**WHAT YOU WILL DO**
Drop the images; return everything else in the listing below exactly.

═══ DATA PROVIDED ═══

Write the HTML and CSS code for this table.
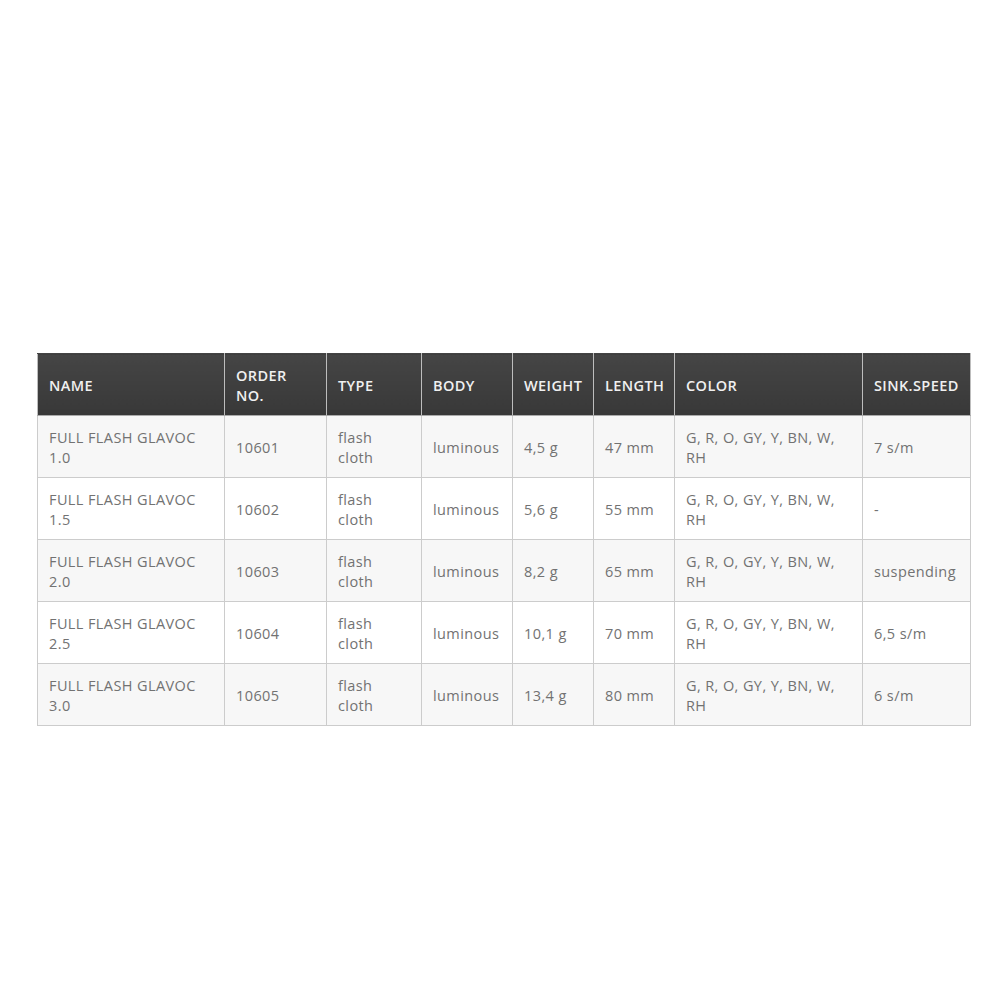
FILE: index.html
```html
<!DOCTYPE html>
<html>
<head>
<meta charset="utf-8">
<link rel="stylesheet" href="styles.css">
</head>
<body>
<div class="page">
<table class="spec">
<colgroup>
<col class="c1"><col class="c2"><col class="c3"><col class="c4"><col class="c5"><col class="c6"><col class="c7"><col class="c8">
</colgroup>
<thead>
<tr><th>NAME</th><th>ORDER NO.</th><th>TYPE</th><th>BODY</th><th>WEIGHT</th><th>LENGTH</th><th>COLOR</th><th>SINK.SPEED</th></tr>
</thead>
<tbody>
<tr><td>FULL FLASH GLAVOC 1.0</td><td>10601</td><td>flash cloth</td><td>luminous</td><td>4,5 g</td><td>47 mm</td><td>G, R, O, GY, Y, BN, W, RH</td><td>7 s/m</td></tr>
<tr><td>FULL FLASH GLAVOC 1.5</td><td>10602</td><td>flash cloth</td><td>luminous</td><td>5,6 g</td><td>55 mm</td><td>G, R, O, GY, Y, BN, W, RH</td><td>-</td></tr>
<tr><td>FULL FLASH GLAVOC 2.0</td><td>10603</td><td>flash cloth</td><td>luminous</td><td>8,2 g</td><td>65 mm</td><td>G, R, O, GY, Y, BN, W, RH</td><td>suspending</td></tr>
<tr><td>FULL FLASH GLAVOC 2.5</td><td>10604</td><td>flash cloth</td><td>luminous</td><td>10,1 g</td><td>70 mm</td><td>G, R, O, GY, Y, BN, W, RH</td><td>6,5 s/m</td></tr>
<tr><td>FULL FLASH GLAVOC 3.0</td><td>10605</td><td>flash cloth</td><td>luminous</td><td>13,4 g</td><td>80 mm</td><td>G, R, O, GY, Y, BN, W, RH</td><td>6 s/m</td></tr>
</tbody>
</table>
</div>
</body>
</html>
```
FILE: styles.css
```css
html, body {
  margin: 0;
  padding: 0;
  background: #ffffff;
}
.page {
  padding: 353px 0 0 37px;
}
.spec {
  border-collapse: collapse;
  table-layout: fixed;
  width: 933px;
  font-family: "Open Sans", "DejaVu Sans", sans-serif;
  font-size: 14.5px;
  line-height: 20px;
  letter-spacing: 0.4px;
}
.c1 { width: 187px; }
.c2 { width: 102px; }
.c3 { width: 95px; }
.c4 { width: 91px; }
.c5 { width: 81px; }
.c6 { width: 81px; }
.c7 { width: 188px; }
.c8 { width: 108px; }
.spec th {
  height: 62px;
  box-sizing: border-box;
  padding: 2px 10px 0 11px;
  text-align: left;
  vertical-align: middle;
  font-weight: 600;
  color: #f0f0f0;
  background: linear-gradient(#454545, #383838);
  border: 1px solid #bdbdbd;
  border-top-color: #444;
  border-bottom-color: #aaa;
}
.spec td {
  height: 62px;
  box-sizing: border-box;
  padding: 2px 10px 0 11px;
  vertical-align: middle;
  color: #727272;
  border: 1px solid #cccccc;
}
.spec tbody tr:nth-child(odd) td {
  background: #f7f7f7;
}
.spec tbody tr:nth-child(even) td {
  background: #ffffff;
}
```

═══

**THE RESPONSE**
Write the HTML and CSS code for this table.
FILE: index.html
```html
<!DOCTYPE html>
<html>
<head>
<meta charset="utf-8">
<link rel="stylesheet" href="styles.css">
</head>
<body>
<div class="page">
<table class="spec">
<colgroup>
<col class="c1"><col class="c2"><col class="c3"><col class="c4"><col class="c5"><col class="c6"><col class="c7"><col class="c8">
</colgroup>
<thead>
<tr><th>NAME</th><th>ORDER NO.</th><th>TYPE</th><th>BODY</th><th>WEIGHT</th><th>LENGTH</th><th>COLOR</th><th>SINK.SPEED</th></tr>
</thead>
<tbody>
<tr><td>FULL FLASH GLAVOC 1.0</td><td>10601</td><td>flash cloth</td><td>luminous</td><td>4,5 g</td><td>47 mm</td><td>G, R, O, GY, Y, BN, W, RH</td><td>7 s/m</td></tr>
<tr><td>FULL FLASH GLAVOC 1.5</td><td>10602</td><td>flash cloth</td><td>luminous</td><td>5,6 g</td><td>55 mm</td><td>G, R, O, GY, Y, BN, W, RH</td><td>-</td></tr>
<tr><td>FULL FLASH GLAVOC 2.0</td><td>10603</td><td>flash cloth</td><td>luminous</td><td>8,2 g</td><td>65 mm</td><td>G, R, O, GY, Y, BN, W, RH</td><td>suspending</td></tr>
<tr><td>FULL FLASH GLAVOC 2.5</td><td>10604</td><td>flash cloth</td><td>luminous</td><td>10,1 g</td><td>70 mm</td><td>G, R, O, GY, Y, BN, W, RH</td><td>6,5 s/m</td></tr>
<tr><td>FULL FLASH GLAVOC 3.0</td><td>10605</td><td>flash cloth</td><td>luminous</td><td>13,4 g</td><td>80 mm</td><td>G, R, O, GY, Y, BN, W, RH</td><td>6 s/m</td></tr>
</tbody>
</table>
</div>
</body>
</html>
```
FILE: styles.css
```css
html, body {
  margin: 0;
  padding: 0;
  background: #ffffff;
}
.page {
  padding: 353px 0 0 37px;
}
.spec {
  border-collapse: collapse;
  table-layout: fixed;
  width: 933px;
  font-family: "Open Sans", "DejaVu Sans", sans-serif;
  font-size: 14.5px;
  line-height: 20px;
  letter-spacing: 0.4px;
}
.c1 { width: 187px; }
.c2 { width: 102px; }
.c3 { width: 95px; }
.c4 { width: 91px; }
.c5 { width: 81px; }
.c6 { width: 81px; }
.c7 { width: 188px; }
.c8 { width: 108px; }
.spec th {
  height: 62px;
  box-sizing: border-box;
  padding: 2px 10px 0 11px;
  text-align: left;
  vertical-align: middle;
  font-weight: 600;
  color: #f0f0f0;
  background: linear-gradient(#454545, #383838);
  border: 1px solid #bdbdbd;
  border-top-color: #444;
  border-bottom-color: #aaa;
}
.spec td {
  height: 62px;
  box-sizing: border-box;
  padding: 2px 10px 0 11px;
  vertical-align: middle;
  color: #727272;
  border: 1px solid #cccccc;
}
.spec tbody tr:nth-child(odd) td {
  background: #f7f7f7;
}
.spec tbody tr:nth-child(even) td {
  background: #ffffff;
}
```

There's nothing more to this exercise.